Kenneth Haugland wrote:
I thought you only used pure C++ with driver development or other specific hardware stuff.
Not at all - as with any language there can be a variety of reasons. Performance and portability are two oft-quoted ones, but it really depends on the developers involved and what they're trying to do. If our customer base is anything to go by, the Engineering, Financial and Games sectors make very heavy use of C++. To be honest I've been using C++ for so long now that the language I know as C++ (C++ 11, with all that entails) probably bears only a passing resemblance to the one you're thinking of. Our own Visual Lint[^] (360 kLOC in 47 projects) is written almost entirely* in native C++ (using WTL[^] for the UI bits), and it's definitely the right choice for the environment for us (that last bit is important).
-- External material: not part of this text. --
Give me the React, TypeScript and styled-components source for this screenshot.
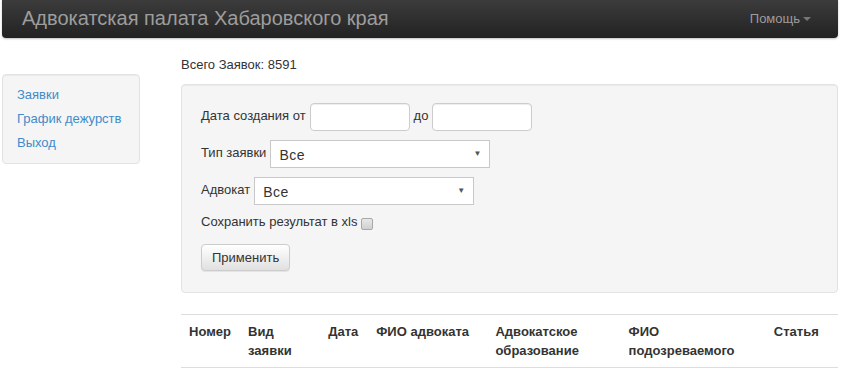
import styled, { createGlobalStyle } from "styled-components";

const GlobalStyle = createGlobalStyle`
  html, body {
    margin: 0;
    padding: 0;
    background: #fff;
  }

  body {
    font-family: "Liberation Sans", Arial, sans-serif;
    font-size: 14px;
    line-height: 20px;
    color: #333;
  }

  * {
    box-sizing: border-box;
  }
`;

const columns = [
  { title: "Номер", width: 59 },
  { title: "Вид заявки", width: 80 },
  { title: "Дата", width: 48 },
  { title: "ФИО адвоката", width: 119 },
  { title: "Адвокатское образование", width: 133 },
  { title: "ФИО подозреваемого", width: 145 },
  { title: "Статья", width: 72 },
];

const App = () => {
  return (
    <Wrapper>
      <GlobalStyle />
      <Navbar>
        <Brand>Адвокатская палата Хабаровского края</Brand>
        <NavMenu>
          Помощь
          <Caret />
        </NavMenu>
      </Navbar>
      <Layout>
        <Sidebar>
          <NavLink href="#">Заявки</NavLink>
          <NavLink href="#">График дежурств</NavLink>
          <NavLink href="#">Выход</NavLink>
        </Sidebar>
        <Main>
          <Total>Всего Заявок: 8591</Total>
          <FilterWell>
            <FormRow>
              <Label>Дата создания от</Label>
              <TextInput type="text" />
              <Label>до</Label>
              <TextInput type="text" />
            </FormRow>
            <FormRow>
              <Label>Тип заявки</Label>
              <SelectWrap>
                <Select defaultValue="all">
                  <option value="all">Все</option>
                </Select>
                <Arrow>▼</Arrow>
              </SelectWrap>
            </FormRow>
            <FormRow>
              <Label>Адвокат</Label>
              <SelectWrap>
                <Select defaultValue="all">
                  <option value="all">Все</option>
                </Select>
                <Arrow>▼</Arrow>
              </SelectWrap>
            </FormRow>
            <CheckRow>
              <Label>Сохранить результат в xls</Label>
              <Checkbox type="checkbox" />
            </CheckRow>
            <Button type="button">Применить</Button>
          </FilterWell>
          <Table>
            <thead>
              <tr>
                {columns.map((c) => (
                  <Th key={c.title} style={{ width: c.width }}>
                    {c.title}
                  </Th>
                ))}
              </tr>
            </thead>
          </Table>
        </Main>
      </Layout>
    </Wrapper>
  );
};

export default App;

const Wrapper = styled.div`
  width: 836px;
  margin-left: 2px;
`;

const Navbar = styled.div`
  height: 38px;
  display: flex;
  align-items: center;
  justify-content: space-between;
  padding: 0 27px 0 20px;
  background: linear-gradient(to bottom, #3c3c3c 0%, #222 100%);
  border-radius: 0 0 4px 4px;
  box-shadow: 0 1px 2px rgba(0, 0, 0, 0.25);
`;

const Brand = styled.div`
  font-size: 20px;
  color: #9d9d9d;
  margin-top: -2px;
`;

const NavMenu = styled.div`
  display: flex;
  align-items: center;
  font-size: 13px;
  color: #9d9d9d;
`;

const Caret = styled.span`
  display: inline-block;
  width: 0;
  height: 0;
  margin-left: 3px;
  border-top: 4px solid #777;
  border-left: 4px solid transparent;
  border-right: 4px solid transparent;
`;

const Layout = styled.div`
  display: flex;
  align-items: flex-start;
`;

const Sidebar = styled.div`
  width: 138px;
  margin-top: 36px;
  padding: 8px 14px;
  display: flex;
  flex-direction: column;
  background: #f5f5f5;
  border: 1px solid #e3e3e3;
  border-radius: 4px;
  box-shadow: inset 0 1px 1px rgba(0, 0, 0, 0.05);
`;

const NavLink = styled.a`
  font-size: 13px;
  line-height: 24px;
  white-space: nowrap;
  color: #428bca;
  text-decoration: none;
`;

const Main = styled.div`
  flex: 1;
  margin-left: 41px;
  padding-top: 17px;
`;

const Total = styled.div`
  line-height: 20px;
  font-size: 13px;
  margin-bottom: 9px;
`;

const FilterWell = styled.div`
  padding: 18px 19px 21px 19px;
  background: #f5f5f5;
  border: 1px solid #e3e3e3;
  border-radius: 4px;
  box-shadow: inset 0 1px 1px rgba(0, 0, 0, 0.05);
  display: flex;
  flex-direction: column;
  align-items: flex-start;
`;

const FormRow = styled.div`
  display: flex;
  align-items: center;
  gap: 4px;
  margin-bottom: 9px;
`;

const CheckRow = styled(FormRow)`
  margin-top: 1px;
  margin-bottom: 12px;
`;

const Label = styled.span`
  font-size: 13px;
  margin-top: -3px;
`;

const TextInput = styled.input`
  width: 100px;
  height: 28px;
  border: 1px solid #ccc;
  border-radius: 4px;
  background: #fff;
  box-shadow: inset 0 1px 1px rgba(0, 0, 0, 0.075);
  padding: 4px 8px;
  font: inherit;
`;

const SelectWrap = styled.div`
  position: relative;
  width: 220px;
  height: 28px;
`;

const Select = styled.select`
  appearance: none;
  width: 100%;
  height: 100%;
  border: 1px solid #c8c8c8;
  border-radius: 0;
  background: #fff;
  padding: 2px 8px 0 8px;
  font-family: "Liberation Sans", Arial, sans-serif;
  font-size: 14px;
  letter-spacing: 0.5px;
  color: #333;
`;

const Arrow = styled.span`
  position: absolute;
  right: 9px;
  top: 9px;
  font-size: 8px;
  line-height: 10px;
  color: #555;
  pointer-events: none;
`;

const Checkbox = styled.input`
  appearance: none;
  width: 12px;
  height: 12px;
  margin: 1px 0 0 0;
  border: 1px solid #a8a8a8;
  border-radius: 2px;
  background: linear-gradient(to bottom, #e8e8e8, #cfcfcf);
`;

const Button = styled.button`
  height: 27px;
  padding: 0 10px;
  font-family: "Liberation Sans", Arial, sans-serif;
  font-size: 13px;
  color: #333;
  border: 1px solid #ccc;
  border-radius: 4px;
  background: linear-gradient(to bottom, #fff 0%, #e0e0e0 100%);
  box-shadow: inset 0 1px 0 rgba(255, 255, 255, 0.15),
    0 1px 1px rgba(0, 0, 0, 0.075);
`;

const Table = styled.table`
  width: 100%;
  margin-top: 21px;
  border-collapse: collapse;
  table-layout: fixed;
`;

const Th = styled.th`
  text-align: left;
  vertical-align: top;
  font-size: 13px;
  font-weight: bold;
  line-height: 19px;
  padding: 7px 8px 7px 8px;
  border-top: 1px solid #ddd;
  border-bottom: 1px solid #ddd;
`;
Other considerations aside, pushing a specific version of the .NET framework into a third party process is a big no-no (this is why you must never write Explorer shell extensions in managed languages). Once XP runtime support is available in VS2012, we will take a decision on whether to move the codebase to it from VS2008 - if not we're almost certainly going to switch to the Intel C++ compiler in VS2008 so we can take full advantage of its C++ 11 support. * The tiny bit that isn't is Java, as Eclipse has Java interfaces. By contrast Visual Studio has COM interfaces which are easy to drive with C++ smart pointers.
Kenneth Haugland wrote:
When do you really want to use pure C++?
Anna :rose: Tech Blog | Visual Lint "Why would anyone prefer to wield a weapon that takes both hands at once, when they could use a lighter (and obviously superior) weapon that allows you to wield multiple ones at a time, and thus supports multi-paradigm carnage?"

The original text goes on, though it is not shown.